** START **

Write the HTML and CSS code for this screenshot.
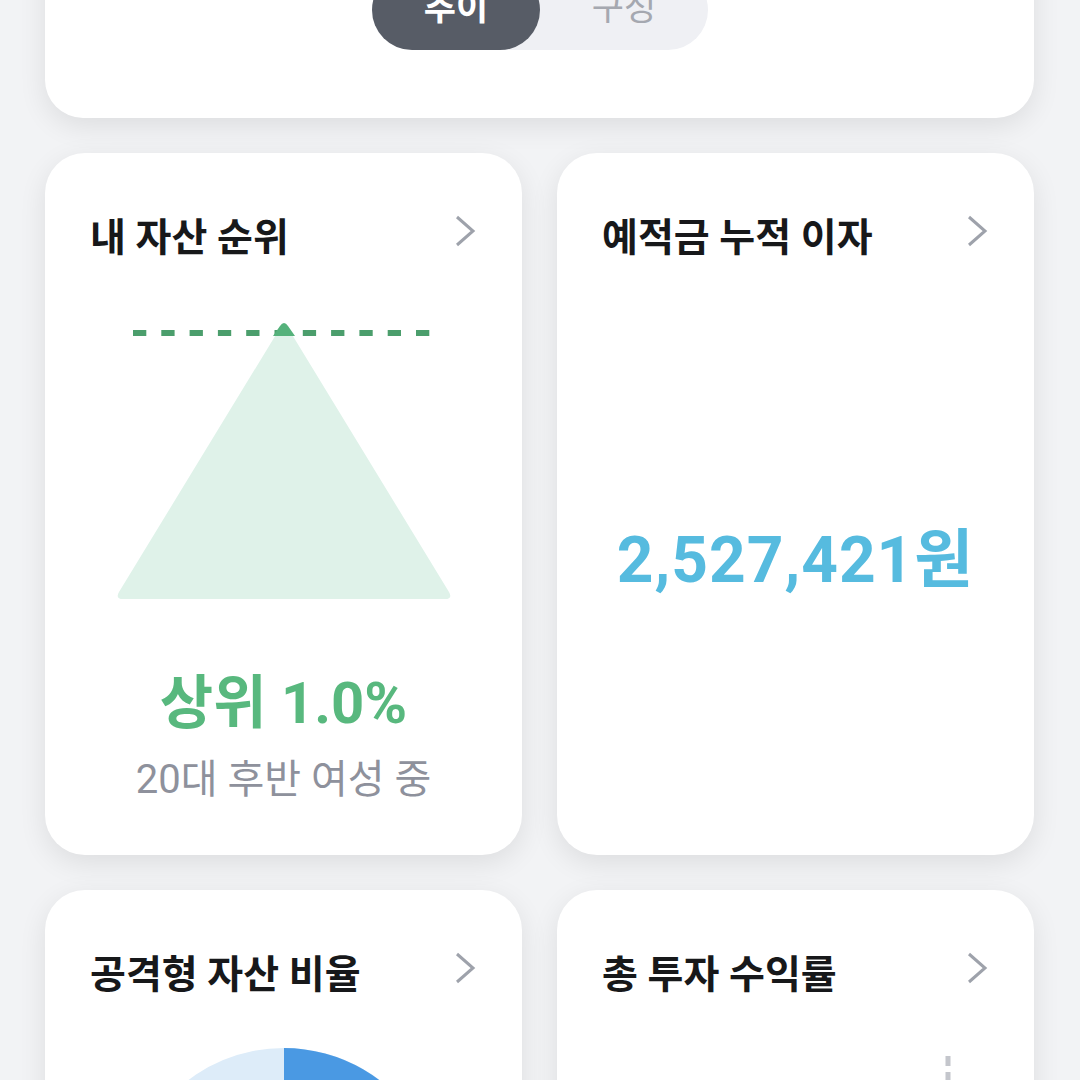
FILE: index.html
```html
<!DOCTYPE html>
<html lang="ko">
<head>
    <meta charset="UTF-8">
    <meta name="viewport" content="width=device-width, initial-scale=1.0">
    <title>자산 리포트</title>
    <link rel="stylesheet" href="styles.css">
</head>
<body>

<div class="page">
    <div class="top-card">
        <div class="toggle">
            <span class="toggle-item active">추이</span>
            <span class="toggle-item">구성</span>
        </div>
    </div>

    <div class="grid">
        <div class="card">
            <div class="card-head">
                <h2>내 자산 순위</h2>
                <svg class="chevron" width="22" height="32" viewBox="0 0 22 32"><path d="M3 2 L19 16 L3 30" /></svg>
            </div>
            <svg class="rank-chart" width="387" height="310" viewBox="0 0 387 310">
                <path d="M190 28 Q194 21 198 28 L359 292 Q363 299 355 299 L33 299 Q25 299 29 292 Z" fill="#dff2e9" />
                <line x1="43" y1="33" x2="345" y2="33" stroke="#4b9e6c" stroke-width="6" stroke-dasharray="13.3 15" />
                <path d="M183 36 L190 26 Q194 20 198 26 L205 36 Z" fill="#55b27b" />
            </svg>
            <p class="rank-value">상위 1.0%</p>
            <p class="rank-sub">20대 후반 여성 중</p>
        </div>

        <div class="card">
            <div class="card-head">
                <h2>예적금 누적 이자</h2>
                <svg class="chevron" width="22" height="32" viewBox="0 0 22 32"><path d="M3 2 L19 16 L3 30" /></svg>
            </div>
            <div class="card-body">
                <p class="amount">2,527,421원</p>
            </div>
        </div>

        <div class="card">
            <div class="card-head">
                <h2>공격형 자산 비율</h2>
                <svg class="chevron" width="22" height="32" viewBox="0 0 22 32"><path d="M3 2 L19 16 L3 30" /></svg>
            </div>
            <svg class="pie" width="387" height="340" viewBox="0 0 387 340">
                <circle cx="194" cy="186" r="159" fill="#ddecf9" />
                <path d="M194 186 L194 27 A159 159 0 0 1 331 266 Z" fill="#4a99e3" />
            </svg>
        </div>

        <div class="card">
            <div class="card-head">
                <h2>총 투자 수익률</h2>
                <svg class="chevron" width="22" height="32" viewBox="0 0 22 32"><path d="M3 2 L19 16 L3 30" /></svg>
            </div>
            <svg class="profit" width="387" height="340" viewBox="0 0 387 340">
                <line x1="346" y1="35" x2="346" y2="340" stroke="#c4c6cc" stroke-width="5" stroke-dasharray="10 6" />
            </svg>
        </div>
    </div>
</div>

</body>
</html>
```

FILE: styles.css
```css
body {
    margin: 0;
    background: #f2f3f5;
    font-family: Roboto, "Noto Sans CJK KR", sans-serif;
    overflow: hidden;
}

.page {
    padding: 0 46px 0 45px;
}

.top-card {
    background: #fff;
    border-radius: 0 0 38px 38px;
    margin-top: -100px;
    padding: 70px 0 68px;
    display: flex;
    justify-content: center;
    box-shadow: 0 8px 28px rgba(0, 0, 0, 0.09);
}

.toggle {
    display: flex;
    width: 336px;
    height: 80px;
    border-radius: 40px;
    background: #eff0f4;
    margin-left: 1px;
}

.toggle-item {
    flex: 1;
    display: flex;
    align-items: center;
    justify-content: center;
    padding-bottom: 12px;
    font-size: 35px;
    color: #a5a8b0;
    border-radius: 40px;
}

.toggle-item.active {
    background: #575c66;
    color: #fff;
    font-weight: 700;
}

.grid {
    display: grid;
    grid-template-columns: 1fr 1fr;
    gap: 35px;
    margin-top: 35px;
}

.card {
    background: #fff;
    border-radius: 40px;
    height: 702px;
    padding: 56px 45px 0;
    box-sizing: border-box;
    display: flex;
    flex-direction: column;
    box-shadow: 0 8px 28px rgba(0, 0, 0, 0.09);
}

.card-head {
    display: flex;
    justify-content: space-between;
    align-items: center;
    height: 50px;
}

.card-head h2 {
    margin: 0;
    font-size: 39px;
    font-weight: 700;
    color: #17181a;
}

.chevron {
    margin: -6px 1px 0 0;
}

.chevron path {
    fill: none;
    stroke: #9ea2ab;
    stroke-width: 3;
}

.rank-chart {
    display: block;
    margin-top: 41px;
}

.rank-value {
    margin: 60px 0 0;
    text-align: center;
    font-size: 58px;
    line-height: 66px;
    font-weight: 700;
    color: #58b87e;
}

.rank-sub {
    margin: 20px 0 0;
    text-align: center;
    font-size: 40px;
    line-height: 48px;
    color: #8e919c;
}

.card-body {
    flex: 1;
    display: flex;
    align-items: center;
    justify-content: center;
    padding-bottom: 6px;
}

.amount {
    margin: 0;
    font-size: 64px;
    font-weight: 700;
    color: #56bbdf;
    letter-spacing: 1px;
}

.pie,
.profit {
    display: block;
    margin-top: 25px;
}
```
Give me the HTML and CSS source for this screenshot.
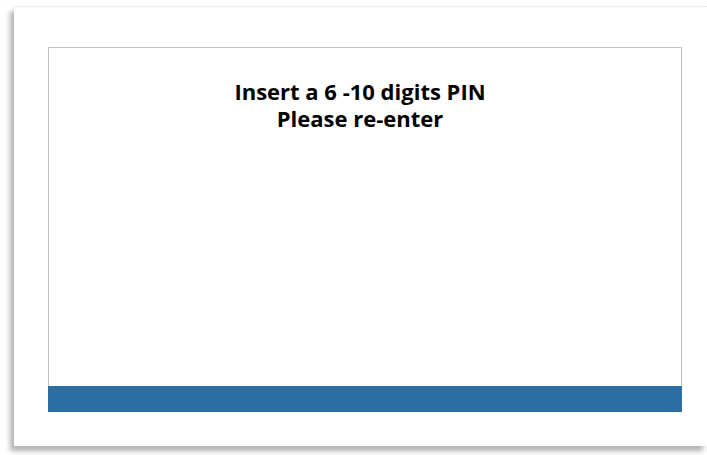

** END **
** START **

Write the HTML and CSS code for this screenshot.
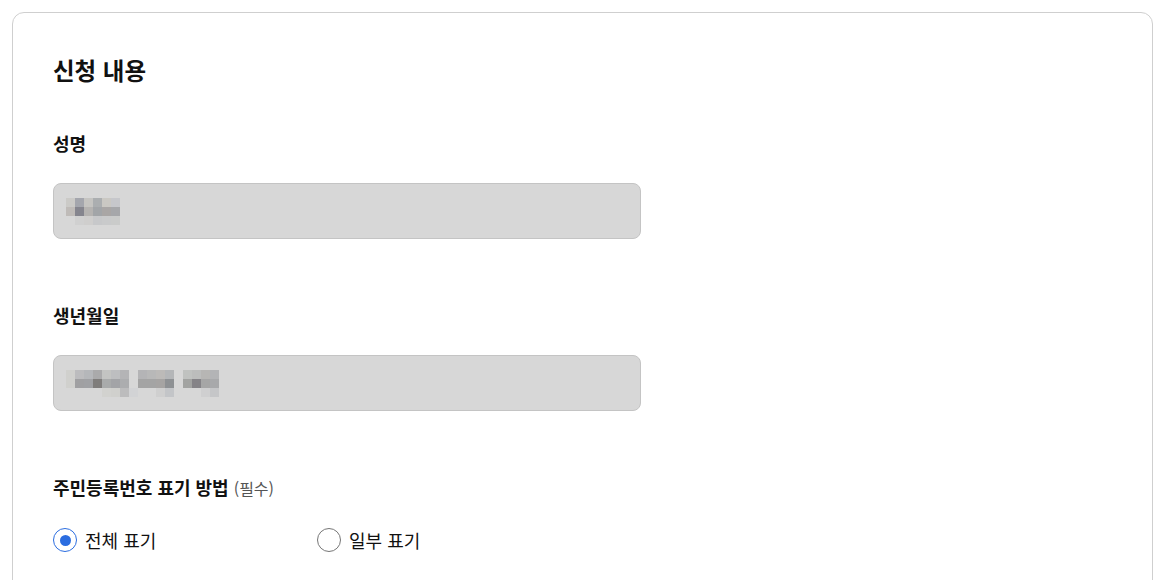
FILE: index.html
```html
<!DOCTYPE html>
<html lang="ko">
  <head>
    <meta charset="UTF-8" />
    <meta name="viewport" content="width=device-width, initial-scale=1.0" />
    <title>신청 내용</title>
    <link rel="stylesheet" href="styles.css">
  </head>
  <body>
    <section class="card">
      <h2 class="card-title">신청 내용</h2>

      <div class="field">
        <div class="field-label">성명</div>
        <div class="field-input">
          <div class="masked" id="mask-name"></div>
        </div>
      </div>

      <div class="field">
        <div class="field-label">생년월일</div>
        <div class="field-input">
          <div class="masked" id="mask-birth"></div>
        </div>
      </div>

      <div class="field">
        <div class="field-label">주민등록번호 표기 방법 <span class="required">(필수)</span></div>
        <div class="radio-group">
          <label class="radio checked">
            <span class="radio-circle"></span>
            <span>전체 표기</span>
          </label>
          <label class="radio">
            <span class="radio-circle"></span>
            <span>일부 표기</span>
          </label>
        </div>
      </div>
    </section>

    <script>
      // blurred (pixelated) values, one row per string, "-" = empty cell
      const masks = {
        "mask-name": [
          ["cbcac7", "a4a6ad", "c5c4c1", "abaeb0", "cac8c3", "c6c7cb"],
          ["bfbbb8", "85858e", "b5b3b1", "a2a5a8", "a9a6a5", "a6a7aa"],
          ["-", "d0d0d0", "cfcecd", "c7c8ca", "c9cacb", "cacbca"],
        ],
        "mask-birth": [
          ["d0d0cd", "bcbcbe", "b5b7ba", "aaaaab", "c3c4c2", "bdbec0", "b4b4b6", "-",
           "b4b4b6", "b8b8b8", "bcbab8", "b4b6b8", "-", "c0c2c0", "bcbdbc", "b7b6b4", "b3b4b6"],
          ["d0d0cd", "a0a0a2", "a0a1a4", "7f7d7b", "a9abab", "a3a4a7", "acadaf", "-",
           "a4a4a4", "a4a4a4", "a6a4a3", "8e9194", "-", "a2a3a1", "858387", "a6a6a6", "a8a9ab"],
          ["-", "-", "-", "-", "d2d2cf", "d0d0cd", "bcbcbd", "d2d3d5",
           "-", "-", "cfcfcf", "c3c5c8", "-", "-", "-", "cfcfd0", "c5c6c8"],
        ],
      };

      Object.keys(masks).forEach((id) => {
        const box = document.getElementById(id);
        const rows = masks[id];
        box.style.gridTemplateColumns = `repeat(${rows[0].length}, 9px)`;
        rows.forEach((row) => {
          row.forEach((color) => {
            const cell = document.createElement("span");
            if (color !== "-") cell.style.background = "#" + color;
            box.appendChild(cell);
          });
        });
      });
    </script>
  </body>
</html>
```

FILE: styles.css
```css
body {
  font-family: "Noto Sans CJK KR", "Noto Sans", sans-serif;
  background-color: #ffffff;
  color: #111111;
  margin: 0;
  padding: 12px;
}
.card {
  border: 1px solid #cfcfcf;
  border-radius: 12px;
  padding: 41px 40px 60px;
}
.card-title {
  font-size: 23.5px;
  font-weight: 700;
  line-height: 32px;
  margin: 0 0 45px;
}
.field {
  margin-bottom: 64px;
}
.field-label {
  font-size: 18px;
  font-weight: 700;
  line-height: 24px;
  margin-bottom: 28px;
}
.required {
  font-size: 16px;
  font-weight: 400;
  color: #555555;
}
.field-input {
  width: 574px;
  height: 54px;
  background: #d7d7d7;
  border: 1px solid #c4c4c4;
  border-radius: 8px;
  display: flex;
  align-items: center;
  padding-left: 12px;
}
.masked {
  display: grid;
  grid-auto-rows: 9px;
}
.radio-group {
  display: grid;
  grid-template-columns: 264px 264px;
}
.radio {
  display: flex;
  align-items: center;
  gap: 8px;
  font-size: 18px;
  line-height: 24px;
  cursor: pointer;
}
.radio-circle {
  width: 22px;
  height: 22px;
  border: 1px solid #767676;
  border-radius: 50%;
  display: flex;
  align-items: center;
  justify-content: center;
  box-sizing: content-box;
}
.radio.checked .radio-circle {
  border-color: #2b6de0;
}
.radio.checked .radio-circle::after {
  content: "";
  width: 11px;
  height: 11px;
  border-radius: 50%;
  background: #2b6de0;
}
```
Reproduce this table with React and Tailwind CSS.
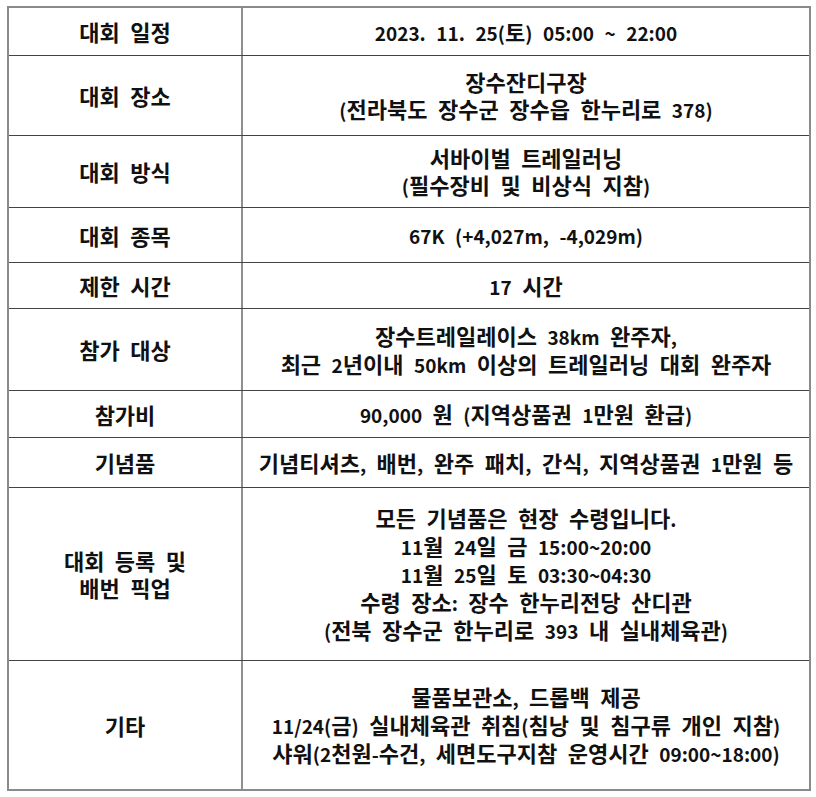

** END **

Objective:
State the count of lines that contain the string "this". Nothing else is needed.

Response to the exercise:
4